The Frankencoin is not risk-free. There are technical, governance, and economic risks. The technical risks include the possibility of the smart contracts having an exploitable weakness or the frontend being hacked, amont others. The governance risks includes the risk of FPS tokens holders not carefully monitoring the system despite their economic interest. Furthermore, there is a significant economic risk of the Frankencoin losing its peg to the Swiss franc due to a crash in the value of the collateral assets. An additional economic risk is that of a failure of the market to do intertemporal arbitrage between the long-term and the short-term value of the Frankencoin, leading to temporary depegs in case of strong market pressure.
In case the market crashes and the collateral assets lose value faster than they can be liquidated, the system incurs a loss. This loss is in first priority covered by the reserve provided by the individual collateral owners. For example, if someone has borrowed 100'000 ZCHF from a position that has a reserve requirement of 20%, only 20'000 ZCHF are held back. So if the collateral is liquidated at a price between 80'000 ZCHF and 100'000 ZCHF, the loss can be covered by that reserve. Only if the individual reserve does not suffice, the system starts to access the reserve pool provided by the FPS holders. If the reserve pool does not suffice either, the reserves provided by all other collateral owners is tapped into. In effect, this means that large borrowers should care about the system's stability and maybe buy some FPS to take part in the governance process. If this reserve does not suffice either, there is not sufficient collateral left and the fundamental value of a Frankencoin falls below one Swiss franc. This risk is hard to quantify. We believe it to be small, but not zero.
In such a worst case scenario, some FPS holders might try to leave the sinking ship and redeem their pool shares before the losses materialize. Attentive FPS holders that have borrowed against sound collateral are advised to prevent that from happening by cancelling the votes of those they suspect to be tempted to flee. Cancelling another FPS holders votes has the side effect of also resetting their holding clock, preventing them from redeeming their FPS againt the reserve pool for ninety days and ensuring that they stay in the ship with the other FPS holders.
No, it neither qualifies formally nor functionally as a security. It does not qualify formally as a security under Swiss law as it does not represent a claim towards an issuer. Also, it does not qualify functionally as a security as it does not serve a financing purpose.
Yes, to some extent. The Frankencoin addresses issues within the current system of money creation, highlighting how it distorts capital allocation.
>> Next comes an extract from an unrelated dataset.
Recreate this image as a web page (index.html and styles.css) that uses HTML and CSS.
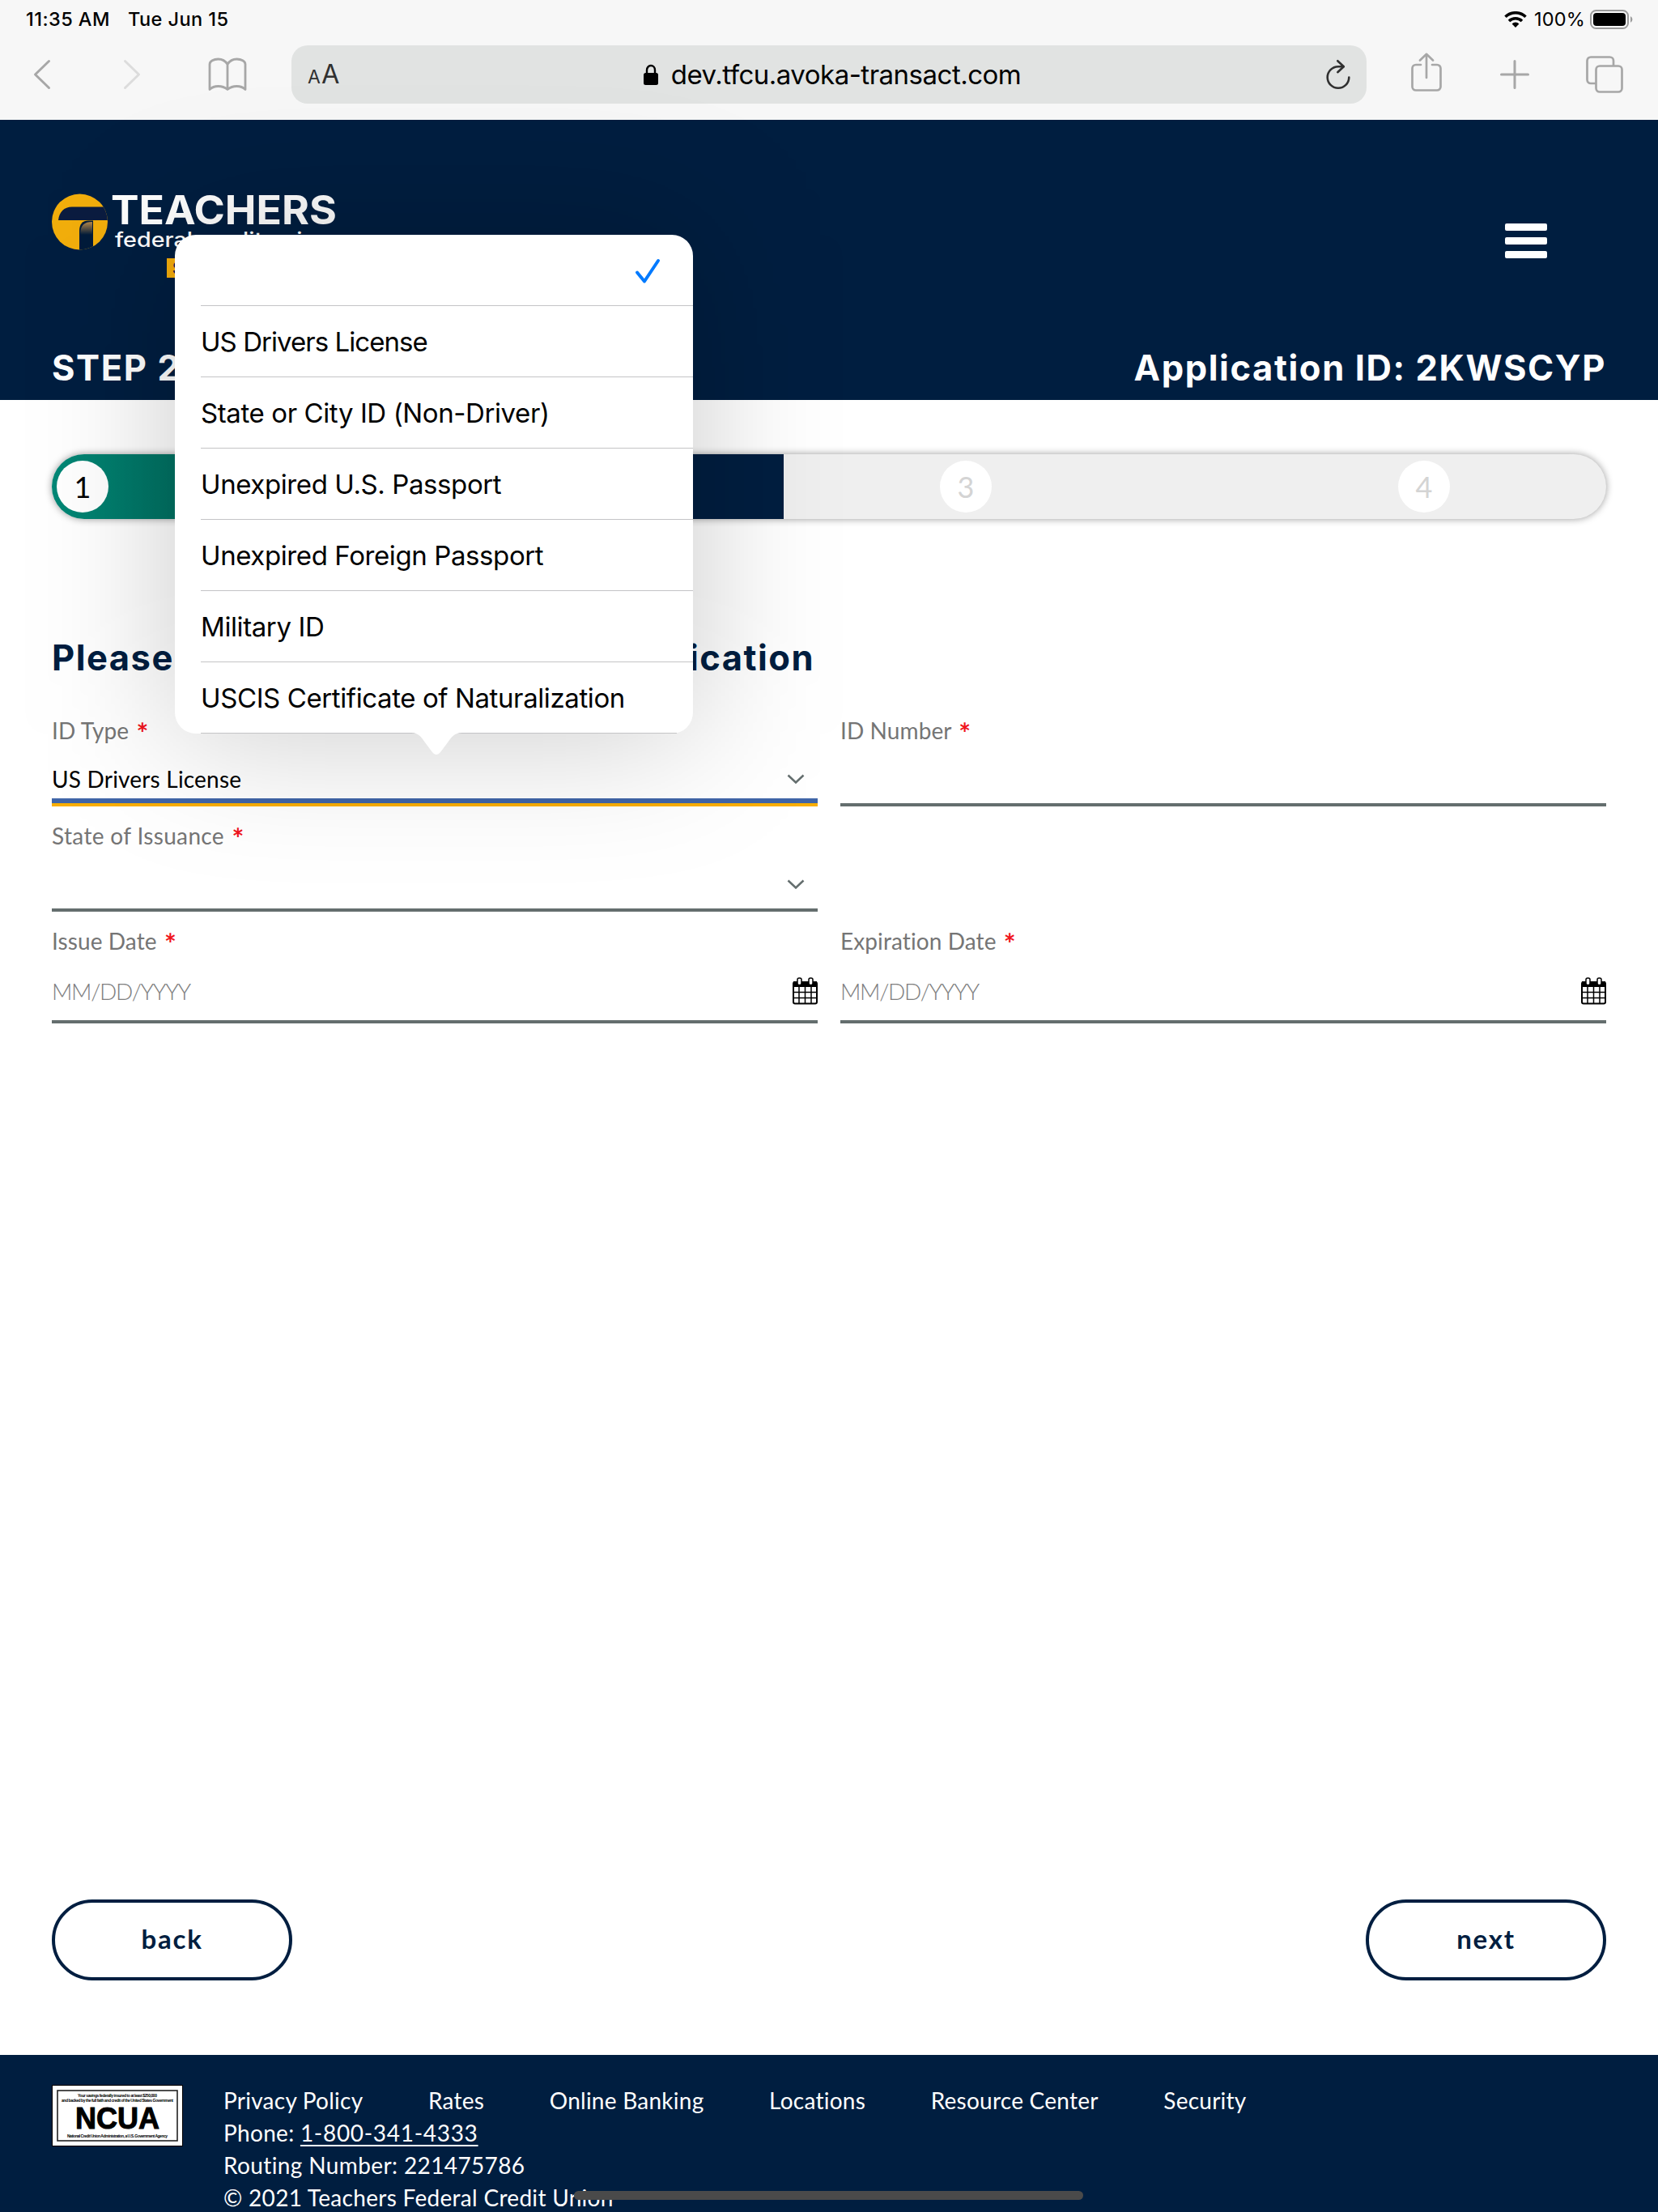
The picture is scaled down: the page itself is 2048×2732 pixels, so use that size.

For example, regulatory constraints may incentivize investments that aren't optimal for society. Traditional capital requirements tend to favor certain sectors like real estate and government bonds over others. By leveraging blockchain technology, Frankencoin offers an alternative outside the traditional financial system. It empowers individuals by allowing them to create their own money, potentially leading to a stronger economy and more growth if used responsibly.